Presumably, Nixon wanted a frightened Moscow to convince a frightened Hanoi to change its behavior in Paris as a way of heading off Washington’s insanity. Rational Russians would save the world from crazy Americans. Come again?

If Leonid Brezhnev, that is, behaved as Richard Nixon did in October of 1969, the world would have been plunged into nuclear horror.  

Carroll’s conclusion:

Watergate is a reminder of the primal fact that US presidents are flawed human beings. Because he presides over a nuclear arsenal, this otherwise common fact of the human condition makes each president like every leader of the nuclear-armed nations a threat to the Earth. The ”madman theory” proves the point: Nuclear weapons themselves are mad and must be abolished.

As usual, I suggest you go to the link above the fold and read the entire piece.  Let me offer a few brief comments of my own, and then also point you at two other op-ed pieces in today’s Globe.

I’m not sure which is worse, Nixon’s deliberate silence to appear as a a madman, or the policies of this administration, which has made public statements designed to imply both that we are willing to make a first use of nuclear weapons and that we are willing to use force in any circumstance we so choose whether or not it agrees with international law, agreements we have signed, or represents an action truly designed to protect American security.  Clearly we have an administration now that believes it should be the world’s sole power able to bully others and is willing to use its current sole superpower status to preserve its ability to be an international bully.  For whatever faults he may have had, at the same time Nixon was playing the “madman” he was in the midst of a presidency in which he had made an attempt to lessen tensions with the Soviet Union  —  after all, it is under his presidency that SALT I was negotiated and the arms race was at least slowed: we no longer sought to outpace the USSR as we both attempted to end the madness of MAD (mutual assured destruction).  

Above I mentioned that there were two other op-eds in the Boston Globe worthy of a read.  The first, by Joan Vennochi, is entitled To a son who wants to serve , inspired by a recent conversation with her 16 year old, in which she explores the conflicting issues of opposition to the war, the parent’s desire to keep the child safe, and the need for citizens willing to sacrifice themselves if a country is to remain free.

The other piece is by the peerless Tom Oliphant, entitled Promoting democracy, in which he explores a recent report on human rights produced by a group co-chaired by Madeline Albright and Vin Weber.  Let me offer the concluding 3 short paragraphs to give you a sense:

The classic example, the report shows, may be occurring in Egypt. Beginning last year, when Mubarak visited Bush in Texas, the United States pushed him hard to open up his country’s election process. Sure enough, Mubarak took steps to permit opposition candidates to emerge in his own reelection campaign. However, the report underlines how the fine print of the new rules excludes important elements of Egypt’s civic life and was completed before thugs mobilized by Mubarak’s political organization beat up opposition activists while Laura Bush was in the country praising the country’s ”progress.”

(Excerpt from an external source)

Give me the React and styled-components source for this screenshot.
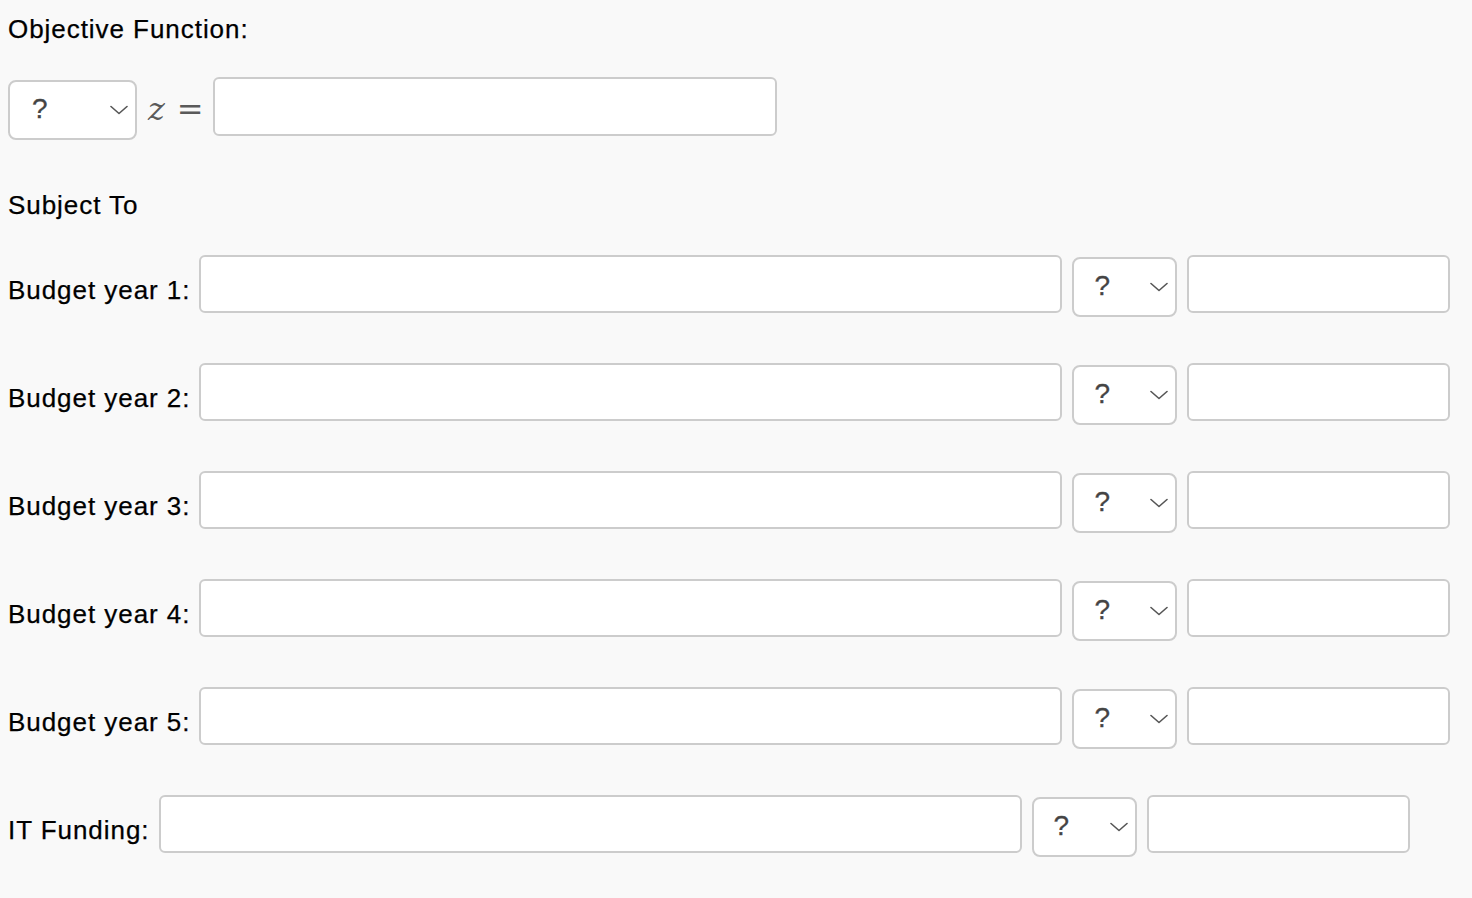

Promoting democracy, the report shows, will require opening the doors to organizations that are Islamist but nonviolent. The tragedies that unfolded in Iran 25 years ago and in Algeria more than a decade ago should not be excuses for a cynical view that democracy is automatically destabilizing. Nor can the intractable Israeli-Palestinian dispute be an excuse for inaction.

At its best, human rights is grubby, detailed work. What the Weber-Albright report demonstrates is that the United States is doing right, but that an effective effort to promote democracy has to be both bigger and smarter. The report will help the process in the Middle East. It would be nice if it also helped the process here as well.

NOTE  — I think these three pieces are related, which is why I put my remarks about Vennochi and Oliphant in this diary.  Ultimately the actions taken by a president may well require the sacrifice of people willing to die if necessary for this nation, and thus it is relevant to connect Vennoci’s piece to the one by Carroll.   And our continued support of strongman non-democratic governments which may be friendly to us now runs the risk of continuing to create enmity against this nation — we saw it after the fall of the Shah, to cite just one example.

I couldn’t sleep, so I did my online exploration of the Globe early this morning.  This diary is the result.